Theorem: There is no massively palindromic number larger than $7$.

Proof

For $n>105$, it is obvious that $2(\lfloor\sqrt{n}\rfloor-2)^2>2(\sqrt{n}-3)^2=2n-12\sqrt n+18>n$. Therefore, there exists at least $3$ bases, $\lfloor\sqrt{n}\rfloor$, $\lfloor\sqrt{n}\rfloor-1$ and $\lfloor\sqrt{n}\rfloor-2$ which makes $n$ $3$ digit number starting with $1$ in its base. Therefore, $n$ should also end with $1$ in these bases and it follows that $n-1$ is common multiple of $\lfloor\sqrt{n}\rfloor$, $\lfloor\sqrt{n}\rfloor-1$ and $\lfloor\sqrt{n}\rfloor-2$. However, it can be easily proved that the lcm of $3$ consecutive numbers is at least the half of their product. Then one can see that $$(\lfloor\sqrt{n}\rfloor)(\lfloor\sqrt{n}\rfloor-1)(\lfloor\sqrt{n}\rfloor-2)>(\sqrt{n}-1)(\sqrt{n}-2)(\sqrt{n}-3)>n^{3/2}-6n>2(n-1)$$so this is contradiction.

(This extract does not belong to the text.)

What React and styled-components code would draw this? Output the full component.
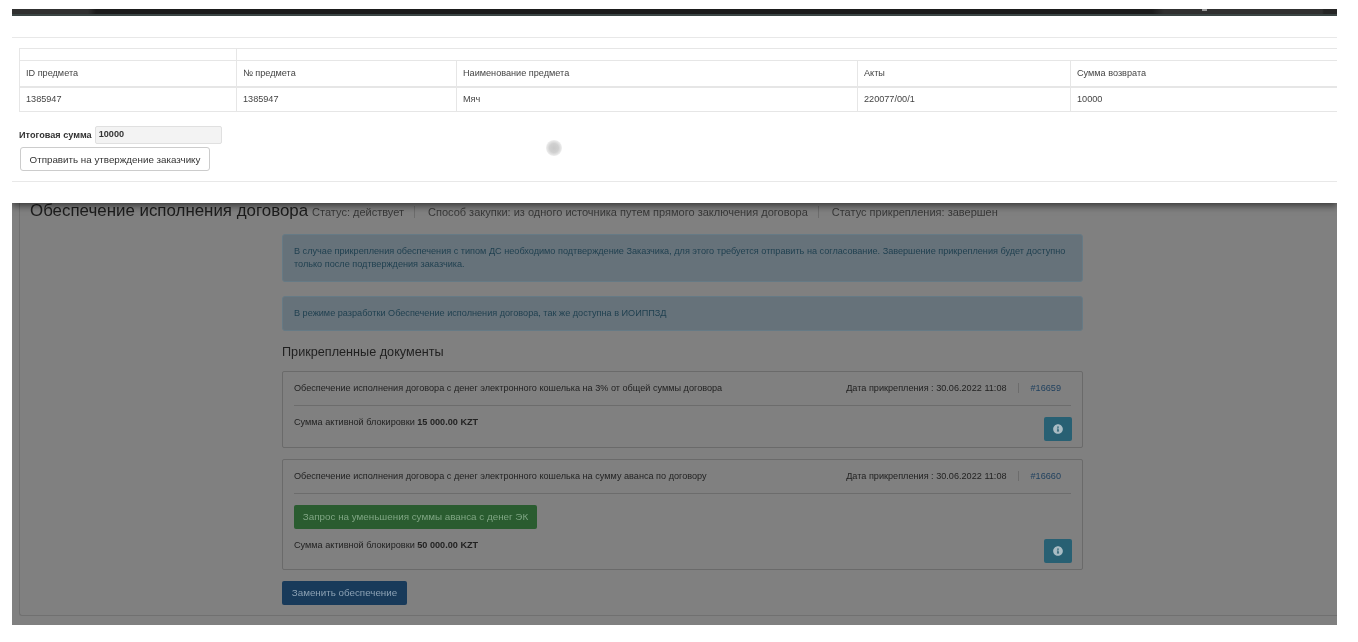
import React from "react";
import styled, { createGlobalStyle } from "styled-components";
import { FaInfoCircle } from "react-icons/fa";

const GlobalStyle = createGlobalStyle`
    html, body {
        margin: 0;
        background: #fff;
    }
    body {
        font-family: "Liberation Sans", Arial, sans-serif;
        font-size: 9.14px;
        color: #333;
    }
`;

const Frame = styled.div`
    width: 1325px;
    height: 616px;
    margin: 9px 0 0 12px;
    overflow: hidden;
    display: flex;
    flex-direction: column;
    filter: blur(0.35px);
`;

const TopStrip = styled.div`
    flex: none;
    height: 7px;
    position: relative;
    background:
        linear-gradient(90deg, #313131 0, #313131 76px, #1c1c1c 84px, #1c1c1c 1140px, #313131 1152px, #313131 1310px, #262626 1312px) top / 100% 5px no-repeat,
        #3f4a49;
`;

const StripNotch = styled.div`
    position: absolute;
    left: 1190px;
    top: 0;
    width: 5px;
    height: 2px;
    background: #999;
`;

const Modal = styled.div`
    flex: none;
    height: 187px;
    background: #fff;
    position: relative;
    z-index: 1;
    box-shadow: 0 3px 7px rgba(0, 0, 0, 0.55);
    padding-top: 21px;
    box-sizing: border-box;
`;

const ModalBody = styled.div`
    border-top: 1px solid #e8e8e8;
    border-bottom: 1px solid #e8e8e8;
    height: 145px;
    box-sizing: border-box;
    padding: 10px 0 0 7px;
`;

const Table = styled.table`
    border-collapse: collapse;
    table-layout: fixed;
    width: 1330px;
    color: #444;
`;

const Cell = styled.td`
    border: 1px solid #e6e6e6;
    padding: 0 6px;
    height: ${(p) => p.$h}px;
    box-sizing: border-box;
    border-bottom-width: ${(p) => (p.$head ? 2 : 1)}px;
`;

const TotalRow = styled.div`
    display: flex;
    align-items: center;
    gap: 3px;
    margin-top: 14px;
    font-weight: bold;
    color: #333;
`;

const TotalInput = styled.div`
    width: 127px;
    height: 18px;
    box-sizing: border-box;
    background: #f3f3f3;
    border: 1px solid #e0e0e0;
    border-radius: 2px;
    padding: 0 3px;
    line-height: 15px;
`;

const SendButton = styled.button`
    display: block;
    margin: 3px 0 0 1px;
    width: 190px;
    height: 24px;
    padding: 0;
    background: #fff;
    border: 1px solid #ccc;
    border-radius: 3px;
    font: 9.8px "Liberation Sans", Arial, sans-serif;
    color: #333;
`;

const Spinner = styled.div`
    position: absolute;
    left: 534px;
    top: 124px;
    width: 16px;
    height: 16px;
    border-radius: 50%;
    background: radial-gradient(circle, #c8c8c8 0, #d0d0d0 40%, #eee 70%, #fff 100%);
`;

const Backdrop = styled.div`
    flex: 1;
    min-height: 0;
    background: #808080;
    color: #222;
    padding: 0 0 9px 7px;
    display: flex;
    flex-direction: column;
`;

const Panel = styled.div`
    flex: 1;
    border: 1px solid #707070;
    border-top: 0;
    border-right: 0;
    border-radius: 0 0 0 3px;
    padding-left: 10px;
`;

const TitleRow = styled.div`
    display: flex;
    align-items: baseline;
    height: 33px;
    margin-top: -2px;
    color: #383838;
    font-size: 11px;
`;

const Title = styled.h1`
    margin: 0 4px 0 0;
    font-size: 16.9px;
    font-weight: normal;
    color: #1c1c1c;
    line-height: 20px;
`;

const Meta = styled.span`
    border-left: ${(p) => (p.$first ? "0" : "1px solid #6c6c6c")};
    padding: 0 10px 0 ${(p) => (p.$first ? 0 : 13)}px;
`;

const Content = styled.div`
    width: 801px;
    margin-left: 252px;
`;

const Alert = styled.div`
    box-sizing: border-box;
    background: #66727a;
    border: 1px solid #667a85;
    border-radius: 3px;
    color: #1e3f4f;
    padding: 10px 11px 0;
    line-height: 13px;
    margin-bottom: 14px;
    height: ${(p) => p.$h}px;
`;

const SectionTitle = styled.h2`
    margin: 0 0 12px;
    font-size: 12.67px;
    line-height: 14px;
    font-weight: normal;
    color: #1f1f1f;
`;

const Card = styled.div`
    box-sizing: border-box;
    height: ${(p) => p.$h}px;
    border: 1px solid #6a6a6a;
    border-radius: 2px;
    padding: 0 11px;
    margin-bottom: 11px;
    position: relative;
`;

const CardHead = styled.div`
    display: flex;
    align-items: center;
    justify-content: space-between;
    box-sizing: border-box;
    height: 34px;
    padding-bottom: 2px;
    border-bottom: 1px solid #6c6c6c;
    color: #222;
`;

const CardDate = styled.span`
    display: flex;
    align-items: center;
    height: 13px;
`;

const CardId = styled.a`
    color: #1d3f5e;
    border-left: 1px solid #6c6c6c;
    margin-left: 11px;
    padding: 0 10px 0 12px;
`;

const CardBody = styled.div`
    padding-top: 11px;
    color: #222;
`;

const GreenButton = styled.div`
    width: 243px;
    height: 24px;
    background: #2a5c30;
    border-radius: 2px;
    color: #7fa583;
    font-size: 9.84px;
    line-height: 24px;
    text-align: center;
    margin-bottom: 11px;
`;

const InfoButton = styled.div`
    position: absolute;
    right: 10px;
    bottom: 6px;
    width: 28px;
    height: 24px;
    background: #286073;
    border-radius: 2px;
    color: #a9bcc4;
    display: flex;
    align-items: center;
    justify-content: center;
    font-size: 10px;
`;

const BlueButton = styled.div`
    width: 125px;
    height: 24px;
    background: #183a5a;
    border-radius: 2px;
    color: #8ba0b3;
    font-size: 9.8px;
    line-height: 24px;
    text-align: center;
`;

const columns = [217, 220, 401, 213, 279];
const headers = ["ID предмета", "№ предмета", "Наименование предмета", "Акты", "Сумма возврата"];
const values = ["1385947", "1385947", "Мяч", "220077/00/1", "10000"];

const Attachment = ({ h, text, id, amount, action }) => (
    <Card $h={h}>
        <CardHead>
            <span>{text}</span>
            <CardDate>
                Дата прикрепления : 30.06.2022 11:08
                <CardId>{id}</CardId>
            </CardDate>
        </CardHead>
        <CardBody>
            {action && <GreenButton>{action}</GreenButton>}
            Сумма активной блокировки <b>{amount} KZT</b>
        </CardBody>
        <InfoButton>
            <FaInfoCircle />
        </InfoButton>
    </Card>
);

export default function App() {
    return (
        <Frame>
            <GlobalStyle />
            <TopStrip>
                <StripNotch />
            </TopStrip>
            <Modal>
                <ModalBody>
                    <Table>
                        <colgroup>
                            {columns.map((w, i) => (
                                <col key={i} style={{ width: w }} />
                            ))}
                        </colgroup>
                        <tbody>
                            <tr>
                                <Cell $h={12} />
                                <Cell $h={12} colSpan={4} />
                            </tr>
                            <tr>
                                {headers.map((t) => (
                                    <Cell key={t} $h={26} $head>
                                        {t}
                                    </Cell>
                                ))}
                            </tr>
                            <tr>
                                {values.map((t, i) => (
                                    <Cell key={i} $h={25}>
                                        {t}
                                    </Cell>
                                ))}
                            </tr>
                        </tbody>
                    </Table>
                    <TotalRow>
                        Итоговая сумма
                        <TotalInput>10000</TotalInput>
                    </TotalRow>
                    <SendButton>Отправить на утверждение заказчику</SendButton>
                    <Spinner />
                </ModalBody>
            </Modal>
            <Backdrop>
                <Panel>
                    <TitleRow>
                        <Title>Обеспечение исполнения договора</Title>
                        <Meta $first>Статус: действует</Meta>
                        <Meta>Способ закупки: из одного источника путем прямого заключения договора</Meta>
                        <Meta>Статус прикрепления: завершен</Meta>
                    </TitleRow>
                    <Content>
                        <Alert $h={48}>
                            В случае прикрепления обеспечения с типом ДС необходимо подтверждение Заказчика, для этого требуется отправить на согласование. Завершение прикрепления будет доступно только после подтверждения заказчика.
                        </Alert>
                        <Alert $h={35}>В режиме разработки Обеспечение исполнения договора, так же доступна в ИОИППЗД</Alert>
                        <SectionTitle>Прикрепленные документы</SectionTitle>
                        <Attachment
                            h={77}
                            text="Обеспечение исполнения договора с денег электронного кошелька на 3% от общей суммы договора"
                            id="#16659"
                            amount="15 000.00"
                        />
                        <Attachment
                            h={111}
                            text="Обеспечение исполнения договора с денег электронного кошелька на сумму аванса по договору"
                            id="#16660"
                            amount="50 000.00"
                            action="Запрос на уменьшения суммы аванса с денег ЭК"
                        />
                        <BlueButton>Заменить обеспечение</BlueButton>
                    </Content>
                </Panel>
            </Backdrop>
        </Frame>
    );
}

Now, we only need to check the case $n\le 105$. Filtering by base $2$ gives possible candidates$$1, 2, 3, 5, 7, 9, 15, 17, 21, 27, 31, 33, 45, 51, 63, 65, 73, 85, 93, 99$$ and filtering them by base $3$ gives candidates$$1, 2, 3, 5, 7$$And these numbers are only massively palindromic number. They have only $0$ or $1$ bases which makes them more than $3$ digit number, but they are all palindromes in such bases.

Also, it is known that even palindromic in both bases $2$ and $3$ is extremely rare condition. See this question.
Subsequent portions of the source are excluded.